Nel 1965 Noorda insieme a Ralph Eckerstrom e Massimo Vignelli, costituiscono la società Unimark International con la quale nel ’72 egli ottiene l’incarico – forse il più importante – per la progettazione del sistema visivo di Agip: dal marchio, utilizzando il cane a sei zampe (possibile creazione dell’artista Luigi Broggini), al programma di pittogrammi per le stazioni di servizio, fino al loro lay-out funzionale. Un’esperienza che anche in questo caso è stata replicata per le stazioni della Total e che solo la crisi petrolifera degli anni settanta non permise che continuasse con quelle della Oxy del petroliere americano Hammer.

Oggi il logotipo di Agip, modificato in Eni, non è più quello firmato da Noorda, ma ha subito un restyling che in modo banale ha sostituito i caratteri e il rapporto tra figura-cornice-fondo del marchio.

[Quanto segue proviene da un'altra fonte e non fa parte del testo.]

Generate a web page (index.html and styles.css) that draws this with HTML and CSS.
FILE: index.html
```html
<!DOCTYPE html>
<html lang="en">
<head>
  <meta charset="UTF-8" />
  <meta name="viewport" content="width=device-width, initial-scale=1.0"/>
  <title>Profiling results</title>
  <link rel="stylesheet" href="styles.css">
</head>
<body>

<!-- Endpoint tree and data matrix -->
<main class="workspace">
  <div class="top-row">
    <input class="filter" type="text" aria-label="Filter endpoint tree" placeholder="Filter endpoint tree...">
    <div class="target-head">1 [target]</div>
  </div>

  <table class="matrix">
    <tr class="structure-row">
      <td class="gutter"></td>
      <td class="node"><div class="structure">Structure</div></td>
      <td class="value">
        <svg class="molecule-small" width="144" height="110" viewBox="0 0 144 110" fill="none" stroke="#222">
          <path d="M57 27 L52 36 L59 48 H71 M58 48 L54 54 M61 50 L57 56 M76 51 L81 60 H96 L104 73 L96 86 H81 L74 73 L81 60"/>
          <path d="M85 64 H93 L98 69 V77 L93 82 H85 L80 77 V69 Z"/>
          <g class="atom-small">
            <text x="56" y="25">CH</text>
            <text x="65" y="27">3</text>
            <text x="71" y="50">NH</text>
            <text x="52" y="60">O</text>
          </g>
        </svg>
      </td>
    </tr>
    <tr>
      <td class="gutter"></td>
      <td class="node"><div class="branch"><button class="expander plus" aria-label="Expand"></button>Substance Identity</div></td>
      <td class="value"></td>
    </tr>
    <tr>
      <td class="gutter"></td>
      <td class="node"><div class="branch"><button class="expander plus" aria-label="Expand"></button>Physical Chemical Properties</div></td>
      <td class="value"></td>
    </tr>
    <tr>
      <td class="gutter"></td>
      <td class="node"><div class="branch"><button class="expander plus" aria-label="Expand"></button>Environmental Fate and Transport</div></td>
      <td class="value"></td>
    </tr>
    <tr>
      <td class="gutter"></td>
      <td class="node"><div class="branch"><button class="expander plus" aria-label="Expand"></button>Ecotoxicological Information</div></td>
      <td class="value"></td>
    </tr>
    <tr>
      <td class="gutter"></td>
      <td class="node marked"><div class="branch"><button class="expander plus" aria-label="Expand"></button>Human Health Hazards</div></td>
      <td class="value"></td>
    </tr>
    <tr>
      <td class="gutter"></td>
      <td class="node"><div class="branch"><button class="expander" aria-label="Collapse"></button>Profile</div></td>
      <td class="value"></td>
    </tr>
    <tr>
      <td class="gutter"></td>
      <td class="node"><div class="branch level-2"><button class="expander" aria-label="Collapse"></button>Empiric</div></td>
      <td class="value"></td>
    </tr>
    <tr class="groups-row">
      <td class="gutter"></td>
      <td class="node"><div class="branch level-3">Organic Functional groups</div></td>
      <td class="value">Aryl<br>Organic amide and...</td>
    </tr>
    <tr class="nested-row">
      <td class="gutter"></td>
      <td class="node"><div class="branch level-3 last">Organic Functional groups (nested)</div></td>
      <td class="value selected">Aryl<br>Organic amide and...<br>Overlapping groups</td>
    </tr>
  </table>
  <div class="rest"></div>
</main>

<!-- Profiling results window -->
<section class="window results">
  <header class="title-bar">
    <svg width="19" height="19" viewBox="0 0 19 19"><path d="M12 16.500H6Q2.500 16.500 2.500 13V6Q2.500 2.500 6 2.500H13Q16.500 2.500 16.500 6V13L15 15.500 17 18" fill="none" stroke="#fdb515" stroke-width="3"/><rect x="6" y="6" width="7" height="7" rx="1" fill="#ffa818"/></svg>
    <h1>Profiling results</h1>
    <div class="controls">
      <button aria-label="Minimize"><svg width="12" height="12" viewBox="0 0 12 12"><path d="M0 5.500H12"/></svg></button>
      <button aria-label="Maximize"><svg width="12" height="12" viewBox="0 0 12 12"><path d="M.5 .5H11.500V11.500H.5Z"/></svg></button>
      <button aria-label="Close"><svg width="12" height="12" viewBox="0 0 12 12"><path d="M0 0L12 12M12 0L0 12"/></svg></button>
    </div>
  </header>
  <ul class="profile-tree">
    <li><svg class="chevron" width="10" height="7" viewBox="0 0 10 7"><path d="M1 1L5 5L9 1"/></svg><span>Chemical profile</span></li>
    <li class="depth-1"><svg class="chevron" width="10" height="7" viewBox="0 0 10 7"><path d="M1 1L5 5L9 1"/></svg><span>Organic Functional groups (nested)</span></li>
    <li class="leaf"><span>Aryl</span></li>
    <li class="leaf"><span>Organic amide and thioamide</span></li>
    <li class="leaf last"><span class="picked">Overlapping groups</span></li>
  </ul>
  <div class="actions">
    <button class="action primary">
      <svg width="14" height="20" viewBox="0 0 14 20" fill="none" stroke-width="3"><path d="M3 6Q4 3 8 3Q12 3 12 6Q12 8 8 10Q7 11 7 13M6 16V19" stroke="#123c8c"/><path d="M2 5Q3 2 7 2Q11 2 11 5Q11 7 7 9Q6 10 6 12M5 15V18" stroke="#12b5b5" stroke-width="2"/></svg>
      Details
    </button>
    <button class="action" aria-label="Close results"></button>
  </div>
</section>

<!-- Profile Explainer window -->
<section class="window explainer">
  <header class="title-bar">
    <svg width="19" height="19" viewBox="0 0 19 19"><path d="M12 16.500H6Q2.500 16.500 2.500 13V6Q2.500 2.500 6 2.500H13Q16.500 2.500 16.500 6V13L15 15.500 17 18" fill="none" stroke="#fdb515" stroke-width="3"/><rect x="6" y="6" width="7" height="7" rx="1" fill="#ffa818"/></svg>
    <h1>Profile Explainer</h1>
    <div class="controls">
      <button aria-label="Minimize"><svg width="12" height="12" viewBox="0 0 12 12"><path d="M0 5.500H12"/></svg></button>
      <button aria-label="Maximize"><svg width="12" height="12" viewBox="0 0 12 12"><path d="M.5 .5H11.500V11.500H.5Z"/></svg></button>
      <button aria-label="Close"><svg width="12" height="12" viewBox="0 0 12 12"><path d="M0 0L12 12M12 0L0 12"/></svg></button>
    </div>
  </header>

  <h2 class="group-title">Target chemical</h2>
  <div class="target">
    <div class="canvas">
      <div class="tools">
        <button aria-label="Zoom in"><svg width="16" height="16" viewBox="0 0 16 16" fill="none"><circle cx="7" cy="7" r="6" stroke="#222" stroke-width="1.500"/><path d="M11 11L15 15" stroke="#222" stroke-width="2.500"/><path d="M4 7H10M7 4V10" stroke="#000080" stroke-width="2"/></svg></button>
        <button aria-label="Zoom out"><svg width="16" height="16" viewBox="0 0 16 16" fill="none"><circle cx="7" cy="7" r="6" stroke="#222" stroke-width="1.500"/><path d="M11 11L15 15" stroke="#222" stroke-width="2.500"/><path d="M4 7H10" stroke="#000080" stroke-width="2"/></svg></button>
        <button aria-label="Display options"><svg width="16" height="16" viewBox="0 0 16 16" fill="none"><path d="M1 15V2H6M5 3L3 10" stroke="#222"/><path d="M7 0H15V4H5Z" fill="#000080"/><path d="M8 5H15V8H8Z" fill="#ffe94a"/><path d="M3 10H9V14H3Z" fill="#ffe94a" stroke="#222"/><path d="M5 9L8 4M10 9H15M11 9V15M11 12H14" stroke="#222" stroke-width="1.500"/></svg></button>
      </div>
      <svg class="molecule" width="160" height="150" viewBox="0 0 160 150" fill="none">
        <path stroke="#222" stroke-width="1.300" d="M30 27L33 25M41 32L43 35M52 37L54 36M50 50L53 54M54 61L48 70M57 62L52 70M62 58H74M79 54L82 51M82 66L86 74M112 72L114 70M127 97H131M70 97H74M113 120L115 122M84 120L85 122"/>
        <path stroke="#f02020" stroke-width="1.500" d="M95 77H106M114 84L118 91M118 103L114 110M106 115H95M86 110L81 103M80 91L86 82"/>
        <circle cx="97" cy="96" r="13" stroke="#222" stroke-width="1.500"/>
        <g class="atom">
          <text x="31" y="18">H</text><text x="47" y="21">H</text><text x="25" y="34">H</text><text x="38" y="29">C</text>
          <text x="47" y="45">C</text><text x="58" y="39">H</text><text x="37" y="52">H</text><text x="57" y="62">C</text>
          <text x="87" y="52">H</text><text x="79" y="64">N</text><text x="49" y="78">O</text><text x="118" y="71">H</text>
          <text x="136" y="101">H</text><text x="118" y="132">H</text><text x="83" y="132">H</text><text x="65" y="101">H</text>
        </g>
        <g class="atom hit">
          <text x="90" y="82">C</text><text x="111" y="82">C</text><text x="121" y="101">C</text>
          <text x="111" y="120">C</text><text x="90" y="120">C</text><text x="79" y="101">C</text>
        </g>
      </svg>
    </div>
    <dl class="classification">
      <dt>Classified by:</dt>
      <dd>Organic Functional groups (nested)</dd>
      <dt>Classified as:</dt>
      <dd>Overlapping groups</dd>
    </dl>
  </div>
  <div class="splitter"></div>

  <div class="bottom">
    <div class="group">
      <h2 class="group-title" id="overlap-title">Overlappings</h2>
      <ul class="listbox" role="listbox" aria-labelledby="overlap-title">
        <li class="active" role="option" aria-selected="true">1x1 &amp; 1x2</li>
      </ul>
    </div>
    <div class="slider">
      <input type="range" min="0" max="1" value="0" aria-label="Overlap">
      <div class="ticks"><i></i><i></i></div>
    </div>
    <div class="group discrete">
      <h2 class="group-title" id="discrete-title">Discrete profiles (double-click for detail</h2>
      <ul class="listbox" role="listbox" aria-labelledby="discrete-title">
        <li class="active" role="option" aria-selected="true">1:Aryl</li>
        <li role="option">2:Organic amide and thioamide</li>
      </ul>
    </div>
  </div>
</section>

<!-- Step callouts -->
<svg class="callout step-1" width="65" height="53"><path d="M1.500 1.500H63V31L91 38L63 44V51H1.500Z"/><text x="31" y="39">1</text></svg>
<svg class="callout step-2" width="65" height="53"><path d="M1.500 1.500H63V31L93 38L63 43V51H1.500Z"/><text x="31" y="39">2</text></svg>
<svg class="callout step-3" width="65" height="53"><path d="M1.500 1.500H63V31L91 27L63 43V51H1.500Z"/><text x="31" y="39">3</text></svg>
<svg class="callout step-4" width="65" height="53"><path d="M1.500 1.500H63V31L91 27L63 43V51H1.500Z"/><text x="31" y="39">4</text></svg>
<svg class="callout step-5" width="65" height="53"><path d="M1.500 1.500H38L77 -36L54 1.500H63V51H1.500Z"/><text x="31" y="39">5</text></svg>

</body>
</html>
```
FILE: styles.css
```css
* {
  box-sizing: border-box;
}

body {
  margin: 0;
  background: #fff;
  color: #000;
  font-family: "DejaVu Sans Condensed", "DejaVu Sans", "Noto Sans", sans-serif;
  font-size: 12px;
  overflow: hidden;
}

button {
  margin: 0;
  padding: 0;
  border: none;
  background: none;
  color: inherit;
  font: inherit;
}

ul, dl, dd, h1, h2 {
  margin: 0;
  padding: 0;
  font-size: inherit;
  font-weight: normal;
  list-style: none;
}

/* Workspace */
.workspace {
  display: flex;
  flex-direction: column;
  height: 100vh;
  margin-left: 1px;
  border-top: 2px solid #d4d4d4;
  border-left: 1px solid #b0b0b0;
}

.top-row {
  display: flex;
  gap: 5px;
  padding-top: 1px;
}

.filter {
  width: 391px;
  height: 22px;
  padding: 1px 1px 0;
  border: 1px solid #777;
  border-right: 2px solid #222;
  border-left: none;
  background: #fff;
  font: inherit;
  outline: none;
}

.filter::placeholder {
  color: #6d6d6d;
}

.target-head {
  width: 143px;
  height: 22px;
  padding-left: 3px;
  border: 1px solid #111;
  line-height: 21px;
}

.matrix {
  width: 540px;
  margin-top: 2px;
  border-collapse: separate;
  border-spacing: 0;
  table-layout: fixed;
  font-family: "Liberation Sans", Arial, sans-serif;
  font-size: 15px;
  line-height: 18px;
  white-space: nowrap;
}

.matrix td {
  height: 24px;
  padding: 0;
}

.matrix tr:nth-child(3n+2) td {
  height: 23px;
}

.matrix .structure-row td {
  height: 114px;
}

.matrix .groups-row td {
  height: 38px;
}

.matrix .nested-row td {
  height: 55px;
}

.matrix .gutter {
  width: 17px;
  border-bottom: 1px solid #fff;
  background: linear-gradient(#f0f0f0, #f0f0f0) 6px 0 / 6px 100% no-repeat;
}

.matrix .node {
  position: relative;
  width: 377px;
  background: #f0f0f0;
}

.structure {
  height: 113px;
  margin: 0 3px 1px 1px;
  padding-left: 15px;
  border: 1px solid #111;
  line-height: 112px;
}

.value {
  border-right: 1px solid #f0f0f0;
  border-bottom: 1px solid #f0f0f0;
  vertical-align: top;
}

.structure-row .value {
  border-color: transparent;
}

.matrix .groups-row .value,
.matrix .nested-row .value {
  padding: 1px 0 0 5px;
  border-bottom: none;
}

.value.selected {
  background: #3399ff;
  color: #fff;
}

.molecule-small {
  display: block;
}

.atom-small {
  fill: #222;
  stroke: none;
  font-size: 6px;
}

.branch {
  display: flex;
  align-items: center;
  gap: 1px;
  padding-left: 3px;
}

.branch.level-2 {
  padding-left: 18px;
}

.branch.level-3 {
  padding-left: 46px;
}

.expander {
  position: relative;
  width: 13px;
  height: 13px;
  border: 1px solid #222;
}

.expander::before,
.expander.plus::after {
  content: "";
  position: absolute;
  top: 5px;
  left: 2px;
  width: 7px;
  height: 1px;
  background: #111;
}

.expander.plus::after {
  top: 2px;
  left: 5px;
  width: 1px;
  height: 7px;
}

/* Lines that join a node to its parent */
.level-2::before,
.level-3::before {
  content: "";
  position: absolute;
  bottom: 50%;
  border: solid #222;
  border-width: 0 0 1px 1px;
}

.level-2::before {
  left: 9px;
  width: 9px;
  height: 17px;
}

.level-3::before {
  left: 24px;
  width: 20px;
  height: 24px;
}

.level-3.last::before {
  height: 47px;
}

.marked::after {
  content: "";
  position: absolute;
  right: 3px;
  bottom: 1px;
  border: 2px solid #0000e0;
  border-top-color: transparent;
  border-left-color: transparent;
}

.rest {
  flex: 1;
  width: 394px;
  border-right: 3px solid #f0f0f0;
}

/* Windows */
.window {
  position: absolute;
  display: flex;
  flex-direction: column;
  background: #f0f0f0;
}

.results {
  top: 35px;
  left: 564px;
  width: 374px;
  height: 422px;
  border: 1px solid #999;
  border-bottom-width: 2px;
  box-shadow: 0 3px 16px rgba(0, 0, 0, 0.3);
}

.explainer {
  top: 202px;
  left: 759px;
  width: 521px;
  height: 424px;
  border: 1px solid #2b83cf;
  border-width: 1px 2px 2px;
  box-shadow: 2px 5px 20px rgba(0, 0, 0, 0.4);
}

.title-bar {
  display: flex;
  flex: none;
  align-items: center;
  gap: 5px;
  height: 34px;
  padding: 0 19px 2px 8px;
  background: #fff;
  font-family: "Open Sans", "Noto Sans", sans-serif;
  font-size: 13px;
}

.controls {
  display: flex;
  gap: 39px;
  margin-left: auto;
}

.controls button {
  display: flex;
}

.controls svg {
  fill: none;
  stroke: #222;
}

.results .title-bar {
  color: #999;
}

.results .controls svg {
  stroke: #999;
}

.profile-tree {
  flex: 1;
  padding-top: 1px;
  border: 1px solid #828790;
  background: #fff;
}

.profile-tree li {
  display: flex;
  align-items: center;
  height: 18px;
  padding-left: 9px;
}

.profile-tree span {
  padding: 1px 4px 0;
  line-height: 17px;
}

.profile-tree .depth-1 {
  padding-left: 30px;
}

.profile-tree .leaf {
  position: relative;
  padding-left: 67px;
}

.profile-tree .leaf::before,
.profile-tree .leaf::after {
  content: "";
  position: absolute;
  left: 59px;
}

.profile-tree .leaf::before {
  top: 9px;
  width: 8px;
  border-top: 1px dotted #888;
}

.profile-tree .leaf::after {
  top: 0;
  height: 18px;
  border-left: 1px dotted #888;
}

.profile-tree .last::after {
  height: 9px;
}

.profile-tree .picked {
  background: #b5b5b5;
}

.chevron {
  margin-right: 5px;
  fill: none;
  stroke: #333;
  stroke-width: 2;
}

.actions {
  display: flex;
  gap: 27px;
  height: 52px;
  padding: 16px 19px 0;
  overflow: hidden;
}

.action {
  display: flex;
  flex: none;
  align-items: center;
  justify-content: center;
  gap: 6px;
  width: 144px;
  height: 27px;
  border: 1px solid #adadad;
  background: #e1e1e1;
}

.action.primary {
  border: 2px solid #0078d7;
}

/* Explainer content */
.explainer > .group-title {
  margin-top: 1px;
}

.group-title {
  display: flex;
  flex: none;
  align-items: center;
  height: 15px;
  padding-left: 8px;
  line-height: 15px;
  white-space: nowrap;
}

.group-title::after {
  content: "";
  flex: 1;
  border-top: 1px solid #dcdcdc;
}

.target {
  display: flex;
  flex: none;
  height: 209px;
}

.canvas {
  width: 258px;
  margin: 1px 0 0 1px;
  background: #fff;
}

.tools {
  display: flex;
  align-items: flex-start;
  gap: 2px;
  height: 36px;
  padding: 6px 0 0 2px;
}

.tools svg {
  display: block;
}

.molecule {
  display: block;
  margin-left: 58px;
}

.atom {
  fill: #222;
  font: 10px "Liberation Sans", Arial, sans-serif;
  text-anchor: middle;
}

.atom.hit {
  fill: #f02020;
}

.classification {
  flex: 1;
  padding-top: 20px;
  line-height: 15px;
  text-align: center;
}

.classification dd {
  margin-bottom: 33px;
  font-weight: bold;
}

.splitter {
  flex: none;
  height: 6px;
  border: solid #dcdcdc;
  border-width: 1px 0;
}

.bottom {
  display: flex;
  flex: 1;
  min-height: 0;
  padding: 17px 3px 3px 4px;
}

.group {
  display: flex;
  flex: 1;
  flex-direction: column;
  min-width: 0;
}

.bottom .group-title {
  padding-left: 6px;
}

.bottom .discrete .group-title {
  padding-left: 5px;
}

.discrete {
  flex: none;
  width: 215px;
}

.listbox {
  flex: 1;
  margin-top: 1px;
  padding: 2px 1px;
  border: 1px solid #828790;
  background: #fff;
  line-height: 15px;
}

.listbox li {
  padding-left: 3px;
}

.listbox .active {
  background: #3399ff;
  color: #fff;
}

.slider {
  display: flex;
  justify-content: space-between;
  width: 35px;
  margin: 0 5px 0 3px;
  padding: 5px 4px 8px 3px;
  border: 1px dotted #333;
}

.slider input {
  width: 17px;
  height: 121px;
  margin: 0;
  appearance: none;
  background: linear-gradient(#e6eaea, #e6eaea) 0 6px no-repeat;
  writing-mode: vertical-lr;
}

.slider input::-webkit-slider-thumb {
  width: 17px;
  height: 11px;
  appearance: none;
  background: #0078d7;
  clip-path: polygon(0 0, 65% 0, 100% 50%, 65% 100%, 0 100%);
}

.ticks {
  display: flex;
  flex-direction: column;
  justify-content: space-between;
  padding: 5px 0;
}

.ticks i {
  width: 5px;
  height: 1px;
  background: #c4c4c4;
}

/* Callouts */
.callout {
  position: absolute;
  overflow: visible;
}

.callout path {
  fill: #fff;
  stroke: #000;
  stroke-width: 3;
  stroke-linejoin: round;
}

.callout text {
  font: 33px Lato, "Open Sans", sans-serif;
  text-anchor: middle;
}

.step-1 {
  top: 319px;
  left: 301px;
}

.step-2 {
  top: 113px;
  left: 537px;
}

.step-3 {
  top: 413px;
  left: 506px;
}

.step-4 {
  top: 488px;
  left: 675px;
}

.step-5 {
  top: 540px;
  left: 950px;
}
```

La crisi di una disciplina è possibile misurarla anche da questi piccoli dettagli; o dalla distanza che ormai ci separa dal manuale di grafica di Armin Hofmann o dalle «nuove tipografie» di Wolfang Wingart, Dan Fredman o Katherine McCoy. Il designer olandese ha insegnato che tutto è modificabile nel tempo, ma occorre capacità non solo per creare, ma soprattutto per rinnovare l’immagine coordinata di un brand. Per i supermercati Coop, ad esempio, egli mise mano al logotipo disegnato da Albe Steiner con lievi modifiche che non ne hanno alterato la qualità iconica, anzi con l’introduzione di fasce colorate ha migliorato la comunicazione per gli utenti e l’esposizione dei prodotti. Noorda è stato definito un «progettista civile» per la dimensione pubblica che la sua azione di designer ha avuto nel misurarsi con lo spazio collettivo: infrastrutture, luoghi del commercio, istituzioni culturali. Lo spazio pubblico sarà ancora per il prossimo futuro il tema più importante sul quale dovranno confrontarsi le politiche di governo delle città: la lezione di rigore e metodo di un grande maestro come Noorda potrà rilevarsi, in questo, di grandissimo aiuto.